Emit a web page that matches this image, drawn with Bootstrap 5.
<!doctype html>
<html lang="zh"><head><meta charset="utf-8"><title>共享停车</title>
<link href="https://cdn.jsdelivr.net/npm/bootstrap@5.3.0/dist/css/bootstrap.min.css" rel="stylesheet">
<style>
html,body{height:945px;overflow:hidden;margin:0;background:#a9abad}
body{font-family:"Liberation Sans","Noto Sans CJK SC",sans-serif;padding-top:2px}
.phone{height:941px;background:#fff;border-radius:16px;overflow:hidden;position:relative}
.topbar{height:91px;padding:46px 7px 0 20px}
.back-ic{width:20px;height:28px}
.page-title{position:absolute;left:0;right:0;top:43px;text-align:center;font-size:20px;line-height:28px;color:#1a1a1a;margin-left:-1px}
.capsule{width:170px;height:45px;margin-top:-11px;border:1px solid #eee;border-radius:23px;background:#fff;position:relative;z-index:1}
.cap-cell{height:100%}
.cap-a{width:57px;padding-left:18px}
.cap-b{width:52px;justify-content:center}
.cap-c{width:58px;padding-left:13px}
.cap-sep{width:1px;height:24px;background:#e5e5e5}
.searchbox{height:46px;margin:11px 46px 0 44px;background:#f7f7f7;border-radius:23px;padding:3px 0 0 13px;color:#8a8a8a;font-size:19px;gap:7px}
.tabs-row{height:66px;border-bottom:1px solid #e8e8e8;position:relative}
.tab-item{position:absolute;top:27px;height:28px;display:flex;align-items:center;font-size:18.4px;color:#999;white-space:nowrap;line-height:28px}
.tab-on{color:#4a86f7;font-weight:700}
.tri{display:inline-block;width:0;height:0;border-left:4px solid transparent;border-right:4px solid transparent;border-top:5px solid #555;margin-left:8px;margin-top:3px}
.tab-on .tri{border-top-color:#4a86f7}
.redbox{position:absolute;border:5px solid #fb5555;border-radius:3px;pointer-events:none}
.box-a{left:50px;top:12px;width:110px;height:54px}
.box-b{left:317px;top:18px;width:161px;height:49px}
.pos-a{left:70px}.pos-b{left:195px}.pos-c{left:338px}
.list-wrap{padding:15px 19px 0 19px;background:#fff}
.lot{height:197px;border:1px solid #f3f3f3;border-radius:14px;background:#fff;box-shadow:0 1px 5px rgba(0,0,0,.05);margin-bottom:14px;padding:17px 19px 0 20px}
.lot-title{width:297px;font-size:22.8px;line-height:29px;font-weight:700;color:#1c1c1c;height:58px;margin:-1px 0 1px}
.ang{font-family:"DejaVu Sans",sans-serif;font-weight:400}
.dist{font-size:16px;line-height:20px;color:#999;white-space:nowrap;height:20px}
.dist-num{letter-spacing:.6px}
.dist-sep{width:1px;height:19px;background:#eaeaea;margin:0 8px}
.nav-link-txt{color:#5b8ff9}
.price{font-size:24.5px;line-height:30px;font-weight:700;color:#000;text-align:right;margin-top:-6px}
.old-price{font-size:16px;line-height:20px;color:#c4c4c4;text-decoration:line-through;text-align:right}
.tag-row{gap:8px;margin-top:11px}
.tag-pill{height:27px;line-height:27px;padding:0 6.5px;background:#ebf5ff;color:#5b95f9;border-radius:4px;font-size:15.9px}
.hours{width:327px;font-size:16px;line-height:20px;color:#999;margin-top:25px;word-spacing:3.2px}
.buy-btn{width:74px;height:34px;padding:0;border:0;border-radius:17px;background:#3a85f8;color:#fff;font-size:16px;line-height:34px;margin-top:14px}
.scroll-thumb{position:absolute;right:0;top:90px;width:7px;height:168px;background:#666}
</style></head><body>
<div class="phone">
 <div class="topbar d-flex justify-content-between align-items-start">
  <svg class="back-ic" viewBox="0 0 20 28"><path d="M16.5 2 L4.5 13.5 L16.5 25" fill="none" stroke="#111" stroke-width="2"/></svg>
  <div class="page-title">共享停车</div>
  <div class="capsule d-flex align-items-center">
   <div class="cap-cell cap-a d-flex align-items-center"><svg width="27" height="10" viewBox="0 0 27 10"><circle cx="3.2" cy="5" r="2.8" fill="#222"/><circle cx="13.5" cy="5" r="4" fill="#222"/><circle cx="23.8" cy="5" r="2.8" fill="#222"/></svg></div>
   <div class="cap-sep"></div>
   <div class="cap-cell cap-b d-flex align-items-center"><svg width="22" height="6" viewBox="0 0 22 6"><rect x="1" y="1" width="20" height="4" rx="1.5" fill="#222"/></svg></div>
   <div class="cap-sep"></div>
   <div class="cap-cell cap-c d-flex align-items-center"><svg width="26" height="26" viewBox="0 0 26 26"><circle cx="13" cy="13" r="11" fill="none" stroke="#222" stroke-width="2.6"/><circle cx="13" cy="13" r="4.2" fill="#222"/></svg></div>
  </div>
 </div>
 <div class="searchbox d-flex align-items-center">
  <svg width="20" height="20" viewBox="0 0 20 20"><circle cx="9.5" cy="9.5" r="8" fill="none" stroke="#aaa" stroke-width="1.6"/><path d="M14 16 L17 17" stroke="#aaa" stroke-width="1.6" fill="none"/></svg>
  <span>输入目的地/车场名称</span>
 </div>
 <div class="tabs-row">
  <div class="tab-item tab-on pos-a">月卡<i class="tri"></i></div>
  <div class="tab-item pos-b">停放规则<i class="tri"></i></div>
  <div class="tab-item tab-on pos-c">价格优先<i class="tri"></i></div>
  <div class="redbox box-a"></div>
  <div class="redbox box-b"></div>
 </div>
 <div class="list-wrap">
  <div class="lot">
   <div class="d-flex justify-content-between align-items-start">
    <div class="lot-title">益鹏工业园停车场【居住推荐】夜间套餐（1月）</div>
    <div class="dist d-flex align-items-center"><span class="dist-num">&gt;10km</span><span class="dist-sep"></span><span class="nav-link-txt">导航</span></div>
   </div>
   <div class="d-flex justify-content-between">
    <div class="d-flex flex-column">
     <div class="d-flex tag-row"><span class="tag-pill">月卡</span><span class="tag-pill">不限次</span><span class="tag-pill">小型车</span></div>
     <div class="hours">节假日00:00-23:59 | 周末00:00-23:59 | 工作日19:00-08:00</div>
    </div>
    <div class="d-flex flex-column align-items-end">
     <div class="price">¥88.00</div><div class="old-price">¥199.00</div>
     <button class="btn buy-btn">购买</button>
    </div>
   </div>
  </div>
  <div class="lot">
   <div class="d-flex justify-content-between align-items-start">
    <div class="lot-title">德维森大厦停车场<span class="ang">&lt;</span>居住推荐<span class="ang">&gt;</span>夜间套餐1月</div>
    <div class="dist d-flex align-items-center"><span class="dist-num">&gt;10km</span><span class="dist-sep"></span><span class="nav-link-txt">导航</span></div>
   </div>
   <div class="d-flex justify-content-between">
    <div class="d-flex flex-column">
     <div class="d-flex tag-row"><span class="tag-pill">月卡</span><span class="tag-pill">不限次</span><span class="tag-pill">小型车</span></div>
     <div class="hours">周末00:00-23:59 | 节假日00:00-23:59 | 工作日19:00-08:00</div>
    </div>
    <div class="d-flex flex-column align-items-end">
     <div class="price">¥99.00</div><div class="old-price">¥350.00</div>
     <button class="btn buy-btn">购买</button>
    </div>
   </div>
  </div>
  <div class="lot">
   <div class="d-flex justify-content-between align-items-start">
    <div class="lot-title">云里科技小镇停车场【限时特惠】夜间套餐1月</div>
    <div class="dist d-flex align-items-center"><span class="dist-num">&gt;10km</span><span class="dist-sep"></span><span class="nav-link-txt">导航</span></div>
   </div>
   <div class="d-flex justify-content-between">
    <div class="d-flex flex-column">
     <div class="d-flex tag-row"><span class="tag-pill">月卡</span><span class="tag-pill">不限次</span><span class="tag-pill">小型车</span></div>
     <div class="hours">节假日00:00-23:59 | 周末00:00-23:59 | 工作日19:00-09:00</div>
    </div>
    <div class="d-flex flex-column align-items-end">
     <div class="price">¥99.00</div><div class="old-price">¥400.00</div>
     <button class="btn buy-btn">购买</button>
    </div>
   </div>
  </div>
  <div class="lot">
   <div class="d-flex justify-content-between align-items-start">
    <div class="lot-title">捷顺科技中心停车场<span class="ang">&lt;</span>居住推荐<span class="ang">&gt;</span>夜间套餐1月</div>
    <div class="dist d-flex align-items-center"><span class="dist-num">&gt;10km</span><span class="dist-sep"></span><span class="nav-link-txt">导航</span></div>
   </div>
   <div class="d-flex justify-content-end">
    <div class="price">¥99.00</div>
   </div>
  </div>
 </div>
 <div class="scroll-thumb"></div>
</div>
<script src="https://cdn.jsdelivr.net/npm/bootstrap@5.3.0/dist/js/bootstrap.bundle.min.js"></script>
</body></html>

::::

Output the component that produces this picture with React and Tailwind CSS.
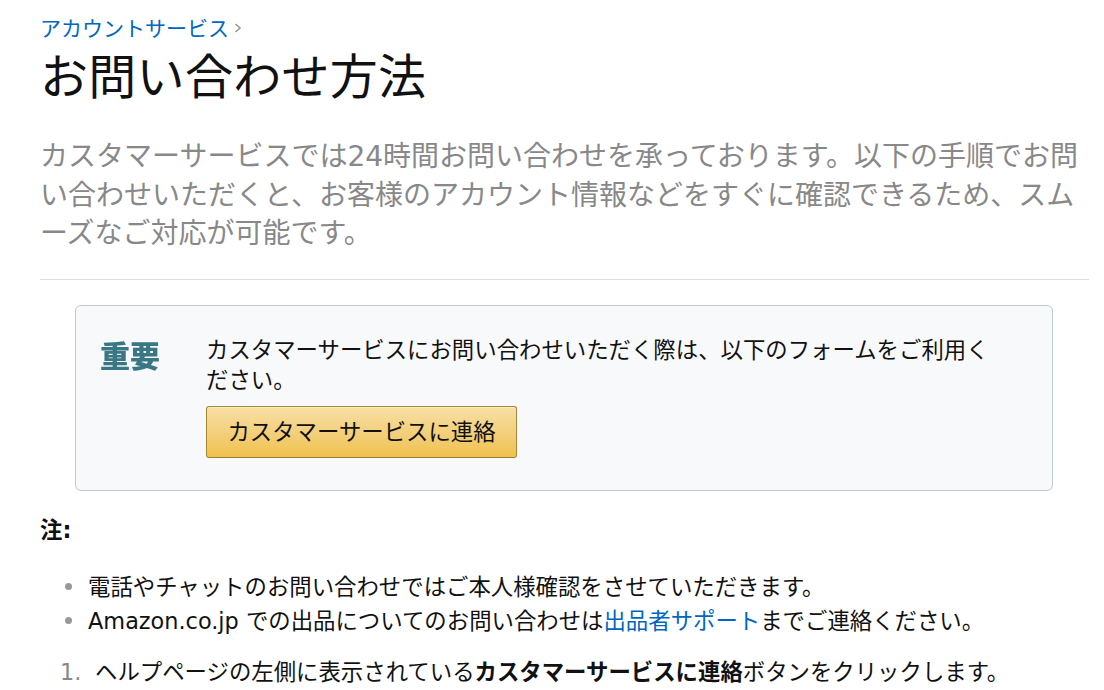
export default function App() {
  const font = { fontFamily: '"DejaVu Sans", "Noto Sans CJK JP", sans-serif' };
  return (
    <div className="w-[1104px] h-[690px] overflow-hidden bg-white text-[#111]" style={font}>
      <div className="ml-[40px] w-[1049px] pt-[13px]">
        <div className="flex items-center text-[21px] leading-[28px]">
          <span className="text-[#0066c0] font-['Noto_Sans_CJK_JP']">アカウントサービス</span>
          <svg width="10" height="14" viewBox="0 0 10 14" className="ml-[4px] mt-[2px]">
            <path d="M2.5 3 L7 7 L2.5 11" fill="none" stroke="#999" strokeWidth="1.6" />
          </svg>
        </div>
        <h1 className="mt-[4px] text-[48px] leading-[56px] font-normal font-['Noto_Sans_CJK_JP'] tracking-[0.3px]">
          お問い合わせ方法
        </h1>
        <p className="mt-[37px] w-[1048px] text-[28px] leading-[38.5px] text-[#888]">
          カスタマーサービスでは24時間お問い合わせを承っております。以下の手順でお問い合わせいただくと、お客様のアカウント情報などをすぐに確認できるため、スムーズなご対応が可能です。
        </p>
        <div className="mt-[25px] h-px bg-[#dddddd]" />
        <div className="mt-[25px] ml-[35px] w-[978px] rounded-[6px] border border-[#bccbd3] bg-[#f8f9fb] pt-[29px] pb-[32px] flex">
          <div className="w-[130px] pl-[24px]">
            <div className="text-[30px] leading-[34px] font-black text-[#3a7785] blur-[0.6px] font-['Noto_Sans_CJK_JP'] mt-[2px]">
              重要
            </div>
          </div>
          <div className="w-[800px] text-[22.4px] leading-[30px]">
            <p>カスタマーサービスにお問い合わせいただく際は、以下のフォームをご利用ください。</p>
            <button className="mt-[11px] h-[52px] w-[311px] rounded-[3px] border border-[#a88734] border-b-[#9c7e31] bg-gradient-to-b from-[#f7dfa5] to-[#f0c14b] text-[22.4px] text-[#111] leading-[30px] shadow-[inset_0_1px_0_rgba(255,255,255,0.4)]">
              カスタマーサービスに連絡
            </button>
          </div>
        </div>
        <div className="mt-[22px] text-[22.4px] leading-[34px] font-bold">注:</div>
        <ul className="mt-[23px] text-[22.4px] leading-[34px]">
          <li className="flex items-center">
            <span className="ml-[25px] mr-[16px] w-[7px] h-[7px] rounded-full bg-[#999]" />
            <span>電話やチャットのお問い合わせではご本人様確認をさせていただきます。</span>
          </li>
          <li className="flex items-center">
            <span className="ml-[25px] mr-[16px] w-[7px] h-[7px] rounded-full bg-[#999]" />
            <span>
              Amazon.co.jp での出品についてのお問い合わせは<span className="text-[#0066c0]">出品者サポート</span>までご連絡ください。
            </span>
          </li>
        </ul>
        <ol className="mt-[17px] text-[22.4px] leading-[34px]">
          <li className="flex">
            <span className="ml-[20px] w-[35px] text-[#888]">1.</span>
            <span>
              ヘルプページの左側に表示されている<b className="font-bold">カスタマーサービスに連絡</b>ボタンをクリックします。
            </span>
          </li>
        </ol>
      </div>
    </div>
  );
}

::::

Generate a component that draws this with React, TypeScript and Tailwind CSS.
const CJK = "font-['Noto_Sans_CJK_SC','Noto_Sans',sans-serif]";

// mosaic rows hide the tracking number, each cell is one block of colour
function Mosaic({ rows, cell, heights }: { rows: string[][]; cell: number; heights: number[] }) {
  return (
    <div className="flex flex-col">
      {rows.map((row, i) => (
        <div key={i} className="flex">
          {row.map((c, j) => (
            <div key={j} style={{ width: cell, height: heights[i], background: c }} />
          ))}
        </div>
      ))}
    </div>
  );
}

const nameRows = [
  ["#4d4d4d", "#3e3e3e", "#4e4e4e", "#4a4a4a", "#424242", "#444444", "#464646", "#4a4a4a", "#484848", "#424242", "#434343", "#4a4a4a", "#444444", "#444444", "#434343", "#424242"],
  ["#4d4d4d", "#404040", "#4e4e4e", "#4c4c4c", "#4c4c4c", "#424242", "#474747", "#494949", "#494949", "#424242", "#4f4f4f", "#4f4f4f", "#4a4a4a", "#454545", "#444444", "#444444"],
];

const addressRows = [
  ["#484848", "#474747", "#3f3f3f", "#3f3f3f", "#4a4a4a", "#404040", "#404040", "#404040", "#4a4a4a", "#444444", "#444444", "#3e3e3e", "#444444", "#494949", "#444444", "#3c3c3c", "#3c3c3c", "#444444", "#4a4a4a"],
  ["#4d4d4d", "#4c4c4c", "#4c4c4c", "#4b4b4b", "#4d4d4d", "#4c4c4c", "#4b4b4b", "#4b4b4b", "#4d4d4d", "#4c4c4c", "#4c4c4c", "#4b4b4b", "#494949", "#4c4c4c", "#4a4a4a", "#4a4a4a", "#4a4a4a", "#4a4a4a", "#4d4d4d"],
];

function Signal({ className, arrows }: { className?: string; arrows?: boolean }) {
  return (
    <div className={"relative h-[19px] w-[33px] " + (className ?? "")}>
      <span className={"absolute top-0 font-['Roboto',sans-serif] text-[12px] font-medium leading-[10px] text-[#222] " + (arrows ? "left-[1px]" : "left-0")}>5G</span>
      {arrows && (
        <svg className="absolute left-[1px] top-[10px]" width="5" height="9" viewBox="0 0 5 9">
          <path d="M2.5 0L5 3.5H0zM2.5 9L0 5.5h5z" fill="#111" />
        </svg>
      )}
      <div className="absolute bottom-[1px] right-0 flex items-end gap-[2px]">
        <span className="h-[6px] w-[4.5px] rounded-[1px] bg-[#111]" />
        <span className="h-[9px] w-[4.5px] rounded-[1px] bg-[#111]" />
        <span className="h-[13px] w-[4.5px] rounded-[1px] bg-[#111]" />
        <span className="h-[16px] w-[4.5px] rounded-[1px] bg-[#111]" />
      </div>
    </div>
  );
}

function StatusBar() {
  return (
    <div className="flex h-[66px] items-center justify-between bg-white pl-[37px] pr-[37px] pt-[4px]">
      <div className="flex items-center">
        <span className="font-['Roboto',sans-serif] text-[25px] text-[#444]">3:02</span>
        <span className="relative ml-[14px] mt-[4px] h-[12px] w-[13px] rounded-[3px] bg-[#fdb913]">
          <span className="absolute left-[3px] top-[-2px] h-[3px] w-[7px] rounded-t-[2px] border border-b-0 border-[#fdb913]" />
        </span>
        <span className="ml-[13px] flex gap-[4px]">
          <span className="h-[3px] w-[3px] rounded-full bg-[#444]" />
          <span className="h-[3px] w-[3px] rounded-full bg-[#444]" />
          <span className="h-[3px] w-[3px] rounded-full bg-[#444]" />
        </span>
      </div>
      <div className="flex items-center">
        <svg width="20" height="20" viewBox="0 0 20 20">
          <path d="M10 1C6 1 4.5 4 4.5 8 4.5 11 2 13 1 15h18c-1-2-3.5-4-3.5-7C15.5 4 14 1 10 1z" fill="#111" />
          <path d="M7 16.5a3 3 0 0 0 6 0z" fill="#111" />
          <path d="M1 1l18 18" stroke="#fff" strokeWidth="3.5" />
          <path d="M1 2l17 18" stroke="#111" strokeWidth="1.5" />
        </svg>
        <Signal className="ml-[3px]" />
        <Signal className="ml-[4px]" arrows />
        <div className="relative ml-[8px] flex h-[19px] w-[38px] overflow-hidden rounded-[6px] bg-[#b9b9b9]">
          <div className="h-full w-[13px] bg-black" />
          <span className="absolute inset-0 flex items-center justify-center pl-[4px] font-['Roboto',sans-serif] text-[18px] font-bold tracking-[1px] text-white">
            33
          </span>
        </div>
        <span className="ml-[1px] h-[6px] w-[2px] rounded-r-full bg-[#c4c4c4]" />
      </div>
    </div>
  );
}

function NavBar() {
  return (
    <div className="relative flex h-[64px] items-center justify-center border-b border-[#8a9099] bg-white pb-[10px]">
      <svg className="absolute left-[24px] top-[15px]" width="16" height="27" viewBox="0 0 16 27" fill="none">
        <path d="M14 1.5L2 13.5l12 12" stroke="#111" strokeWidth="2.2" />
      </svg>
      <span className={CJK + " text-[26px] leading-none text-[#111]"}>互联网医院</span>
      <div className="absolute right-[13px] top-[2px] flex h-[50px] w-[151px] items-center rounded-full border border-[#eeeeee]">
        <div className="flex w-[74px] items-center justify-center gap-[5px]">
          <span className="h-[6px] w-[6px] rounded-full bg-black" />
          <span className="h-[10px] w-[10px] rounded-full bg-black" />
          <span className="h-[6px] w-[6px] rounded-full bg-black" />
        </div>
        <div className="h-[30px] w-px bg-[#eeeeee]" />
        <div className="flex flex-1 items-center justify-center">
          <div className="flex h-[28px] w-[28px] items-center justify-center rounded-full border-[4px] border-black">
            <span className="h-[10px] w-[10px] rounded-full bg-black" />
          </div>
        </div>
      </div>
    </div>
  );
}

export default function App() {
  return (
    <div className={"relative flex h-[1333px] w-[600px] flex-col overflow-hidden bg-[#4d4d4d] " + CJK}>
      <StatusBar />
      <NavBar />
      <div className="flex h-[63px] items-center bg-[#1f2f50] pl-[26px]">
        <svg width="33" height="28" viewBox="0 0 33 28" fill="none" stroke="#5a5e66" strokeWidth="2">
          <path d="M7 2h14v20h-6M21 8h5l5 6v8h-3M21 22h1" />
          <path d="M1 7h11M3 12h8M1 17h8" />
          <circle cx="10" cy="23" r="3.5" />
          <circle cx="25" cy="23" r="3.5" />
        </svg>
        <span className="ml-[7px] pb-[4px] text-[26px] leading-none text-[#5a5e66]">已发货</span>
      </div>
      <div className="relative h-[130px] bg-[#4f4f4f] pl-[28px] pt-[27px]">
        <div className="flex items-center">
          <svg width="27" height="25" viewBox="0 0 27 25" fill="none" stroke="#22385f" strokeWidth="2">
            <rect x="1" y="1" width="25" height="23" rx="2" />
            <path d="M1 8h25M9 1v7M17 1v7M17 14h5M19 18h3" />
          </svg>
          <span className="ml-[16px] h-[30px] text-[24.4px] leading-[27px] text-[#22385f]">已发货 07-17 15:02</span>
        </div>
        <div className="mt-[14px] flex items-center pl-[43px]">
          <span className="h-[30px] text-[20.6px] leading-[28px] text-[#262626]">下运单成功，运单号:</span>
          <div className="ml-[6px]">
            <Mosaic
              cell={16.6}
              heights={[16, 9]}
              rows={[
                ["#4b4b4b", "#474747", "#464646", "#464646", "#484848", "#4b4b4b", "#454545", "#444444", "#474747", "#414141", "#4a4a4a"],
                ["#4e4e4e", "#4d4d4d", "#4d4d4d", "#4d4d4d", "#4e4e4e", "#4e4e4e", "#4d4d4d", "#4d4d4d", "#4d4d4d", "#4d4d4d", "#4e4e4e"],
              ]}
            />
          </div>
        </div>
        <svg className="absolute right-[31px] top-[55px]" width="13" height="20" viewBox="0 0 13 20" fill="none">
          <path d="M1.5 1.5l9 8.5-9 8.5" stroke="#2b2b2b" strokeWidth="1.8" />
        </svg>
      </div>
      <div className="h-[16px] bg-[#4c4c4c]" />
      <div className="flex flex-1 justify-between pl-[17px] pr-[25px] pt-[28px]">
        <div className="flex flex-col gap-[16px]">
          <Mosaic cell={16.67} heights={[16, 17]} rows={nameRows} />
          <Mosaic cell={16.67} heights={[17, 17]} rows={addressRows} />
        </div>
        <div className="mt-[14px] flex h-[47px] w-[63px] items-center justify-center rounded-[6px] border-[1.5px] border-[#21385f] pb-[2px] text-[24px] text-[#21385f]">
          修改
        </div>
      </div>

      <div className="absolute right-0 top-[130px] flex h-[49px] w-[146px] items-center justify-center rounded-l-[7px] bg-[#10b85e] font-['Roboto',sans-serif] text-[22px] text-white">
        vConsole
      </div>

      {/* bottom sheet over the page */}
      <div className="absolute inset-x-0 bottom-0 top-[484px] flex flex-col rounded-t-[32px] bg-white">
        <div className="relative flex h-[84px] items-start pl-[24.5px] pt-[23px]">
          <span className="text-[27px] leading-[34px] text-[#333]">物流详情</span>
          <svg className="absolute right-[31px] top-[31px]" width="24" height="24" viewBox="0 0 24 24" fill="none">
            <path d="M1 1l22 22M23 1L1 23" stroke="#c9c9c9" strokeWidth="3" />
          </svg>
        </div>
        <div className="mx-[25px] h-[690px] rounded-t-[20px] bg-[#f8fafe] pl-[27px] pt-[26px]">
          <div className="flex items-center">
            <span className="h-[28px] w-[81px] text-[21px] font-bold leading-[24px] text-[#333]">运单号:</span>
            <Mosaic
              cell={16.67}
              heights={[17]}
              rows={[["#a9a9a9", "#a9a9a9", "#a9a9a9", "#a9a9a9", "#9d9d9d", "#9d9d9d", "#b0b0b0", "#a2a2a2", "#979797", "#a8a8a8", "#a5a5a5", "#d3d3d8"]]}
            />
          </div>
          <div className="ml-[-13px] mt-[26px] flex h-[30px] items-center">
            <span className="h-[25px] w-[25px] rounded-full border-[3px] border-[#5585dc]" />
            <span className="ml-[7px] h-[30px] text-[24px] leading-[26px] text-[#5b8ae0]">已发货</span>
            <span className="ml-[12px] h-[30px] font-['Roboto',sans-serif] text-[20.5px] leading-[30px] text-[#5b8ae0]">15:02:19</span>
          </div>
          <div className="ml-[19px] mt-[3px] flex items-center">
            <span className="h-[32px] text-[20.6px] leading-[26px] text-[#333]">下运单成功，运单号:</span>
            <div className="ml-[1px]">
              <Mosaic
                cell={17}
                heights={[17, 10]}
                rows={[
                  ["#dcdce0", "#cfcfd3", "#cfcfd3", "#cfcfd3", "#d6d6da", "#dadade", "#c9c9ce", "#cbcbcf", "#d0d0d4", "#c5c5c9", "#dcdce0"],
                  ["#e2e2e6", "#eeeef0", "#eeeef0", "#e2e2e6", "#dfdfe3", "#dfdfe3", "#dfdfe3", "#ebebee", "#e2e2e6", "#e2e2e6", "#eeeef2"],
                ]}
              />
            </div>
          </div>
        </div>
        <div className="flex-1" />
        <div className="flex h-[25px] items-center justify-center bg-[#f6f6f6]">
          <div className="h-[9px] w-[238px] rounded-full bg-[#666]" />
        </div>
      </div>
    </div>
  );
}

::::

What is asked
Say how many lines of the data include the word "with". Nothing other than the number should be given.

Correct response
3